* [AVAILABLE DATA]:
******************************
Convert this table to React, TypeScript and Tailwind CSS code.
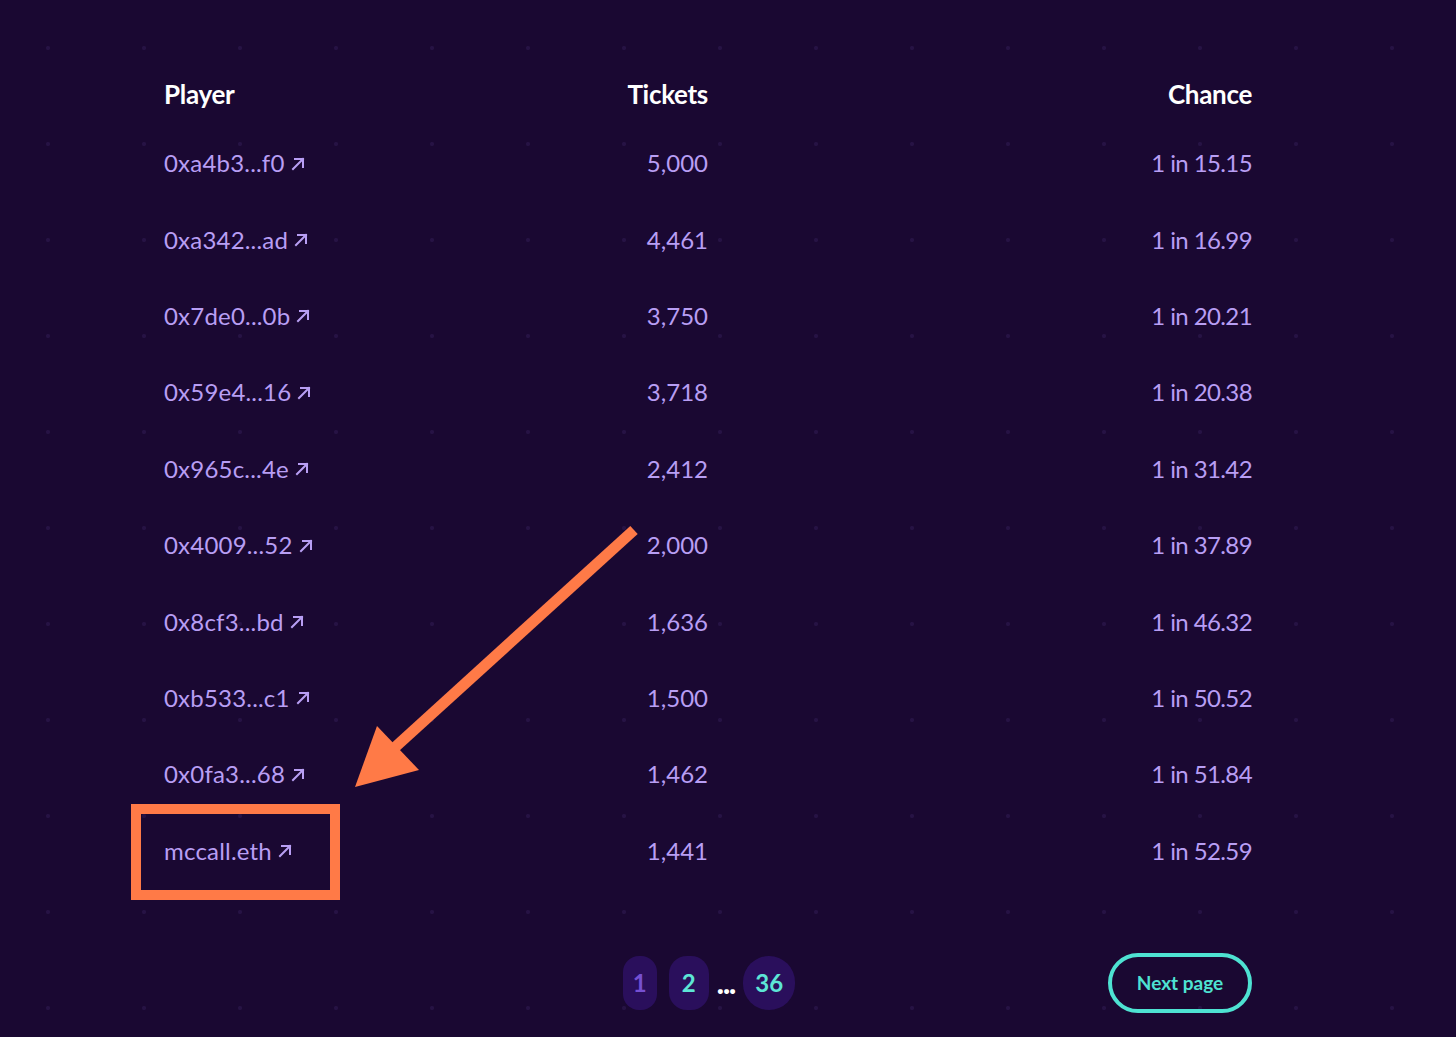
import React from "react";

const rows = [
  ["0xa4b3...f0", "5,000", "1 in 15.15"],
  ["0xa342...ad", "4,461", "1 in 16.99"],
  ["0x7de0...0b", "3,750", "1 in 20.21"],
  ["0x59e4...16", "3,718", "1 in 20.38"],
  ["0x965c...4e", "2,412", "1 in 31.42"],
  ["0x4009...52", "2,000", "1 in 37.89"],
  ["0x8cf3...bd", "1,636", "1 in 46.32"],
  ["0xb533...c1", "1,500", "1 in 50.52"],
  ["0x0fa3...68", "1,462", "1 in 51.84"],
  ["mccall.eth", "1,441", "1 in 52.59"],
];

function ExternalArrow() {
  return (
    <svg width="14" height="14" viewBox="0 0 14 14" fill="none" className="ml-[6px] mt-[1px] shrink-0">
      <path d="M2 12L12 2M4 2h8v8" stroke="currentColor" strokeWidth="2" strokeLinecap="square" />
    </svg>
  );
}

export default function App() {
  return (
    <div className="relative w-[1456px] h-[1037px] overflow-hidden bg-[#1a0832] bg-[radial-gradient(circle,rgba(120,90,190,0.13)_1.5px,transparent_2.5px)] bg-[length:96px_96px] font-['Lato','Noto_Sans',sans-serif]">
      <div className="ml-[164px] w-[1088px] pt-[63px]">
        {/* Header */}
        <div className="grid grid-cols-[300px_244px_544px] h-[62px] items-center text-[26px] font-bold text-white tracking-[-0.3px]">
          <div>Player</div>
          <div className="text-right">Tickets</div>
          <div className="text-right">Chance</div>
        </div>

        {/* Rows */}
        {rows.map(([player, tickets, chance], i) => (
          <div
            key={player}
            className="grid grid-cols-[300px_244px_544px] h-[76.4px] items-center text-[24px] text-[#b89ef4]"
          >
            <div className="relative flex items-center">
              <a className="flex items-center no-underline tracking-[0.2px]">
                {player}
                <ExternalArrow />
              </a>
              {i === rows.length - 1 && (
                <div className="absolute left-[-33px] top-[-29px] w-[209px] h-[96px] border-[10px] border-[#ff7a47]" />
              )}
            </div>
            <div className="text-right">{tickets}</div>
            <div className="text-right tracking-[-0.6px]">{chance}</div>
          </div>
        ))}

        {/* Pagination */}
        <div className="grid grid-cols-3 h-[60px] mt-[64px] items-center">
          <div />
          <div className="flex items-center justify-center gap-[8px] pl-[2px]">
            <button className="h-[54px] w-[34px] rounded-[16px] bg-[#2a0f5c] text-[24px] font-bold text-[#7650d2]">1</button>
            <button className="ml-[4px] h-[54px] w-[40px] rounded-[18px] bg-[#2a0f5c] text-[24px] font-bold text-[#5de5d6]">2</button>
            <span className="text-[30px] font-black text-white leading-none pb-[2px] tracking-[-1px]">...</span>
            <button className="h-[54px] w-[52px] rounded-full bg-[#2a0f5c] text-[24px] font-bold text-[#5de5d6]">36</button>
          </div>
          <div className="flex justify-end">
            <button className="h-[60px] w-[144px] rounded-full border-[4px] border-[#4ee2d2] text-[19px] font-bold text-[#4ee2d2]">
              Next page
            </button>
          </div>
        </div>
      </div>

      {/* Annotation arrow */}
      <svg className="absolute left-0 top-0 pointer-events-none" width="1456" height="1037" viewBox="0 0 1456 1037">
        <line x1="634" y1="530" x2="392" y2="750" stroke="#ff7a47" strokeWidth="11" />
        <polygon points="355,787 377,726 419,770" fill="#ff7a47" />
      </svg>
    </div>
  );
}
******************************
* [TASK DESCRIPTION]: Write out each line of the listing above, exactly, from its first line to the line holding "import React from", inclusive. Skip the pictures.

* [ANSWER TO THIS TASK]:
Convert this table to React, TypeScript and Tailwind CSS code.
import React from "react";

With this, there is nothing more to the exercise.